The W.H.O. estimates that 15 million more health workers are needed by 2030, primarily in low- and middle-income countries.
As with Ebola and Covid, it’s often local doctors or nurses who recognise new patterns of illness and flag them to health authorities for further investigation. Without a strong front line, many of those red flags will be missed, with potentially deleterious consequences.
There’s also an urgent need for greater capacity to create treatments and vaccines in places where they’re often in short supply and last in line for distribution.
Before the Covid pandemic, 99 percent of vaccines used in Africa were imported. Even now, that number remains virtually unchanged. This largely explains why three-quarters of people in high-income countries have been vaccinated with at least one dose against Covid, versus only one-quarter in low-income nations.
The White House warned in its pandemic preparedness plan that as staggering as the toll from Covid has been, “future pandemics could be far worse.” We remain a simple genetic swap of the influenza genome away from a pandemic more catastrophic than anything we experienced in recent memory.

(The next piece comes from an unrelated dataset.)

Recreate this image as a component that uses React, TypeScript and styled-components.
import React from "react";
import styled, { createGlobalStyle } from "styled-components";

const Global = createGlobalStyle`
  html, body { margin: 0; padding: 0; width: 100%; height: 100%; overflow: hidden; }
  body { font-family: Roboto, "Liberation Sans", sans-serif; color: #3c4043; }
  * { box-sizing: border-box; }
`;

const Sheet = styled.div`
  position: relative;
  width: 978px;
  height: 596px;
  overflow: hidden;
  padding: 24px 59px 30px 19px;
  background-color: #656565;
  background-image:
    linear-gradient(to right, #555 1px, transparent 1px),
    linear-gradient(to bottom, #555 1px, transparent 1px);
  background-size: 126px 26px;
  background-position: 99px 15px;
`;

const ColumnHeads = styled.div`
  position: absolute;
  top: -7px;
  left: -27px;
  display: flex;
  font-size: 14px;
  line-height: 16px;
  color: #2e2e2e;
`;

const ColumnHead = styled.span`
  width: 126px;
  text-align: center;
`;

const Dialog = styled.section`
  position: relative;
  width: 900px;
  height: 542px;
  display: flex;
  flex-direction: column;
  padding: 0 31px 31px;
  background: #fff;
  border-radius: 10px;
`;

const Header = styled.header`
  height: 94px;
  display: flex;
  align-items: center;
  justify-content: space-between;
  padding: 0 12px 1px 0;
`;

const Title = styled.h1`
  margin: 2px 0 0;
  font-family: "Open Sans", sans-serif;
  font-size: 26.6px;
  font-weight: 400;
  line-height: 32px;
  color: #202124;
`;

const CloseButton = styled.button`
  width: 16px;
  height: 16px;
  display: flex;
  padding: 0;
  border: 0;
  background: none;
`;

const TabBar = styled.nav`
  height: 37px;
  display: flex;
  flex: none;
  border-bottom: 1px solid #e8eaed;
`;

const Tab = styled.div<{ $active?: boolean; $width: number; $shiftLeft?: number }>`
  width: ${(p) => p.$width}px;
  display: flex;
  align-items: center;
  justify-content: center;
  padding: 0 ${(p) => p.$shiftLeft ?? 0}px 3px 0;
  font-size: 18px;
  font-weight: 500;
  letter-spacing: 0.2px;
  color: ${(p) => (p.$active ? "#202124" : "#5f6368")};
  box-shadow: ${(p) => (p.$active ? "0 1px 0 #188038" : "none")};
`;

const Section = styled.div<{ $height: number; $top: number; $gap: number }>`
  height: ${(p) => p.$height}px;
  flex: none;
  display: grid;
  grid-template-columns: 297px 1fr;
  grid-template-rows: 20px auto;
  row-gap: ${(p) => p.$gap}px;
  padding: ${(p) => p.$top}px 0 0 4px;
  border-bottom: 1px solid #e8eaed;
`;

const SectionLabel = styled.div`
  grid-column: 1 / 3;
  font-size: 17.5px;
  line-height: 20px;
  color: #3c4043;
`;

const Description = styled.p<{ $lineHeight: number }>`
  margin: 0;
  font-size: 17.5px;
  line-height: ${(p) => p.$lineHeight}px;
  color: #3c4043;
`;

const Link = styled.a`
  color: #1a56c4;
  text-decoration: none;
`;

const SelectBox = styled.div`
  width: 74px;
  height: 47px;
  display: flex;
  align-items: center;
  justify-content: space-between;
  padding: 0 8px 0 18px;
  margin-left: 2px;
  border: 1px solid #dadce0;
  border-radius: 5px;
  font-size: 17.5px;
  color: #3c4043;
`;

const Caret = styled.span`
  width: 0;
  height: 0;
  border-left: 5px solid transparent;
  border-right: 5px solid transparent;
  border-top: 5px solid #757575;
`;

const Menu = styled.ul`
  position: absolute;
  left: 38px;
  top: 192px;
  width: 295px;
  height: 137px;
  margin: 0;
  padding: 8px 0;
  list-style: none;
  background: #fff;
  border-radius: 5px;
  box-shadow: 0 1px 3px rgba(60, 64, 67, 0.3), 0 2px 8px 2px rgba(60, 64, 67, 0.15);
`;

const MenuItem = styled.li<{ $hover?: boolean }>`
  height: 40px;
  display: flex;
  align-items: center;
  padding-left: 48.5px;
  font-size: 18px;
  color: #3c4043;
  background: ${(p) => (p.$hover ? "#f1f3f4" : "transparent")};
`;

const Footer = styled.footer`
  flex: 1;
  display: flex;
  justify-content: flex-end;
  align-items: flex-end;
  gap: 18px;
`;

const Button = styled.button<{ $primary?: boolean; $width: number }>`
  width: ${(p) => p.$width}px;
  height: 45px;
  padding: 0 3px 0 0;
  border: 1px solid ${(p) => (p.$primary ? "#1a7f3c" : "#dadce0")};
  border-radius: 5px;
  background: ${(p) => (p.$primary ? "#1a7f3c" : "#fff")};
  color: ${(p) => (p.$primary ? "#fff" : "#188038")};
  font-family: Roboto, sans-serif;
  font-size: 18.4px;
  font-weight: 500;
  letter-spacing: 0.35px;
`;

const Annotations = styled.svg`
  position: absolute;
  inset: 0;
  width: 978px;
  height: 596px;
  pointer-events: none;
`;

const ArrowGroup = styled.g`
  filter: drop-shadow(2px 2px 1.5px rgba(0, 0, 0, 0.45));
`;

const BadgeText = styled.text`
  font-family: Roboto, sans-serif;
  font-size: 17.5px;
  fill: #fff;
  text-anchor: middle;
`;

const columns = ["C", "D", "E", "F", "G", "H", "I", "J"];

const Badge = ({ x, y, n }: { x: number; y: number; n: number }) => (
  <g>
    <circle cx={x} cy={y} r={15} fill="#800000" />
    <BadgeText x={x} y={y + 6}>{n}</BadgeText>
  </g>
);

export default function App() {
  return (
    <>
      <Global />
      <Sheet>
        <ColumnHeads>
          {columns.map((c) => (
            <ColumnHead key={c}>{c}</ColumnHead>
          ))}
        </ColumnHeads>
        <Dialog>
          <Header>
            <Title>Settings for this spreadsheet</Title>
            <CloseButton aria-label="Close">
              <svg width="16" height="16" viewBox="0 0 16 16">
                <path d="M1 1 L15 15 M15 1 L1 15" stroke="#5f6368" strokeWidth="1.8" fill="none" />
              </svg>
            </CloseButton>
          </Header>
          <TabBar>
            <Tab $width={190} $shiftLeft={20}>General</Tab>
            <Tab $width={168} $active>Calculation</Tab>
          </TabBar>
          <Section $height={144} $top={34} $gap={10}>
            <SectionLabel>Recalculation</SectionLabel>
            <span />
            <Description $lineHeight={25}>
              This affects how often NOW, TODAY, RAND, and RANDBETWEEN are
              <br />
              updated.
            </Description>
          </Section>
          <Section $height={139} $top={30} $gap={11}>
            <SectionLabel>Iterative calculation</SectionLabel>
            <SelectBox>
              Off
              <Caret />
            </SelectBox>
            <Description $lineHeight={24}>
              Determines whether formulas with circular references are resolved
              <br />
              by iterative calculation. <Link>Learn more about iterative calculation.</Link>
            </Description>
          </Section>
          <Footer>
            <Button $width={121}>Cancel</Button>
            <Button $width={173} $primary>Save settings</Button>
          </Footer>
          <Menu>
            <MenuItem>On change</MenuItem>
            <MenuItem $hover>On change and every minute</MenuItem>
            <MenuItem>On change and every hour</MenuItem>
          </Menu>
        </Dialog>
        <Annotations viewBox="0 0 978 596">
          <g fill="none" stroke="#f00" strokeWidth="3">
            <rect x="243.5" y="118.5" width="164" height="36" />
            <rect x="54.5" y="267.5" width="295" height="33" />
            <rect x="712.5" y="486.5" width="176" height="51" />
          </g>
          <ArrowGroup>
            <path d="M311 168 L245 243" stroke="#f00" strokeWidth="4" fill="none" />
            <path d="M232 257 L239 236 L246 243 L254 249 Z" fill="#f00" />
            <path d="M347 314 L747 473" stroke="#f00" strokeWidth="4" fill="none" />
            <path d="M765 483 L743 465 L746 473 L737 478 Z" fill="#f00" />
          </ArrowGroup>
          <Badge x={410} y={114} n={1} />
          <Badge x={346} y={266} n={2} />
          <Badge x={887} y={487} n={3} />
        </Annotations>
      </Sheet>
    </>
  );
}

The Covid pandemic has killed nearly as many Americans as U.S. troops died in all of our wars combined. We need to treat pandemic preparedness as a permanent priority, as we do our national defense, which is allocated hundreds of billions in annual funding even in times of peace. If we allow the destruction of the Covid pandemic to play out again in the future, we’ll have only ourselves — not some pandemic pathogen — to blame.